→ **Stored data**
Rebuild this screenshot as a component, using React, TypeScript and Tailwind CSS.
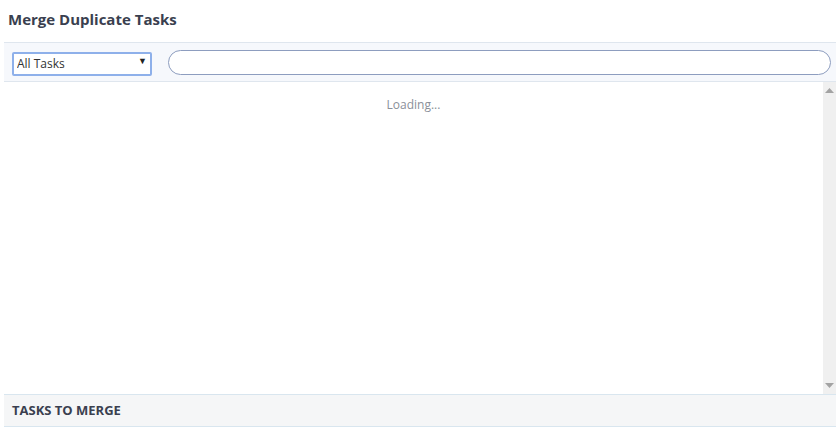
import { useState } from "react";

export default function App() {
  const [filter, setFilter] = useState("all");
  const [query, setQuery] = useState("");

  return (
    <div
      className="w-[836px] h-[438px] bg-white text-[#3b4151] overflow-hidden"
      style={{ fontFamily: '"Open Sans", "Noto Sans", sans-serif' }}
    >
      {/* Header */}
      <div className="h-[42px] pl-[8px] pt-[8px]">
        <h1 className="text-[15px] font-bold leading-[22px] text-[#3a3f4f]">Merge Duplicate Tasks</h1>
      </div>

      {/* Toolbar */}
      <div className="ml-[4px] h-[40px] bg-[#f6f8fc] border-y border-[#dfe6ee] flex items-center pl-[8px] pr-[5px] gap-[16px]">
        <div className="relative w-[140px] h-[24px]">
          <select
            value={filter}
            onChange={(e) => setFilter(e.target.value)}
            className="appearance-none w-full h-full bg-white border-2 border-[#8eb0ea] rounded-[2px] pl-[3px] text-[12px] text-[#333] outline-none"
          >
            <option value="all">All Tasks</option>
            <option value="open">Open Tasks</option>
          </select>
          <span className="pointer-events-none absolute right-[5px] top-[4px] text-[9px] text-[#222]">▼</span>
        </div>
        <input
          type="text"
          value={query}
          onChange={(e) => setQuery(e.target.value)}
          className="flex-1 h-[25px] bg-white border border-[#8d9dbf] rounded-full px-3 text-[13px] outline-none"
        />
      </div>

      {/* List */}
      <div className="ml-[4px] h-[312px] flex">
        <div className="flex-1 flex justify-center pt-[14px]">
          <p className="text-[12px] text-[#8a8f99]">Loading...</p>
        </div>
        <div className="w-[13px] bg-[#f0f0f0] flex flex-col justify-between items-center py-[6px]">
          <svg width="9" height="5" viewBox="0 0 9 5">
            <path d="M0 5 L4.5 0 L9 5 Z" fill="#a3a3a3" />
          </svg>
          <svg width="9" height="5" viewBox="0 0 9 5">
            <path d="M0 0 L4.5 5 L9 0 Z" fill="#a3a3a3" />
          </svg>
        </div>
      </div>

      {/* Footer */}
      <div className="ml-[4px] h-[33px] bg-[#f5f6f7] border-y border-[#d9e6ef] flex items-center pl-[8px]">
        <h2 className="text-[13px] font-bold text-[#3a3f4f]">TASKS TO MERGE</h2>
      </div>
    </div>
  );
}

→ **Stated exercise**
Leave the images out, please, and restate each line word for word.

→ **Exercise answer**
Rebuild this screenshot as a component, using React, TypeScript and Tailwind CSS.
import { useState } from "react";

export default function App() {
  const [filter, setFilter] = useState("all");
  const [query, setQuery] = useState("");

  return (
    <div
      className="w-[836px] h-[438px] bg-white text-[#3b4151] overflow-hidden"
      style={{ fontFamily: '"Open Sans", "Noto Sans", sans-serif' }}
    >
      {/* Header */}
      <div className="h-[42px] pl-[8px] pt-[8px]">
        <h1 className="text-[15px] font-bold leading-[22px] text-[#3a3f4f]">Merge Duplicate Tasks</h1>
      </div>

      {/* Toolbar */}
      <div className="ml-[4px] h-[40px] bg-[#f6f8fc] border-y border-[#dfe6ee] flex items-center pl-[8px] pr-[5px] gap-[16px]">
        <div className="relative w-[140px] h-[24px]">
          <select
            value={filter}
            onChange={(e) => setFilter(e.target.value)}
            className="appearance-none w-full h-full bg-white border-2 border-[#8eb0ea] rounded-[2px] pl-[3px] text-[12px] text-[#333] outline-none"
          >
            <option value="all">All Tasks</option>
            <option value="open">Open Tasks</option>
          </select>
          <span className="pointer-events-none absolute right-[5px] top-[4px] text-[9px] text-[#222]">▼</span>
        </div>
        <input
          type="text"
          value={query}
          onChange={(e) => setQuery(e.target.value)}
          className="flex-1 h-[25px] bg-white border border-[#8d9dbf] rounded-full px-3 text-[13px] outline-none"
        />
      </div>

      {/* List */}
      <div className="ml-[4px] h-[312px] flex">
        <div className="flex-1 flex justify-center pt-[14px]">
          <p className="text-[12px] text-[#8a8f99]">Loading...</p>
        </div>
        <div className="w-[13px] bg-[#f0f0f0] flex flex-col justify-between items-center py-[6px]">
          <svg width="9" height="5" viewBox="0 0 9 5">
            <path d="M0 5 L4.5 0 L9 5 Z" fill="#a3a3a3" />
          </svg>
          <svg width="9" height="5" viewBox="0 0 9 5">
            <path d="M0 0 L4.5 5 L9 0 Z" fill="#a3a3a3" />
          </svg>
        </div>
      </div>

      {/* Footer */}
      <div className="ml-[4px] h-[33px] bg-[#f5f6f7] border-y border-[#d9e6ef] flex items-center pl-[8px]">
        <h2 className="text-[13px] font-bold text-[#3a3f4f]">TASKS TO MERGE</h2>
      </div>
    </div>
  );
}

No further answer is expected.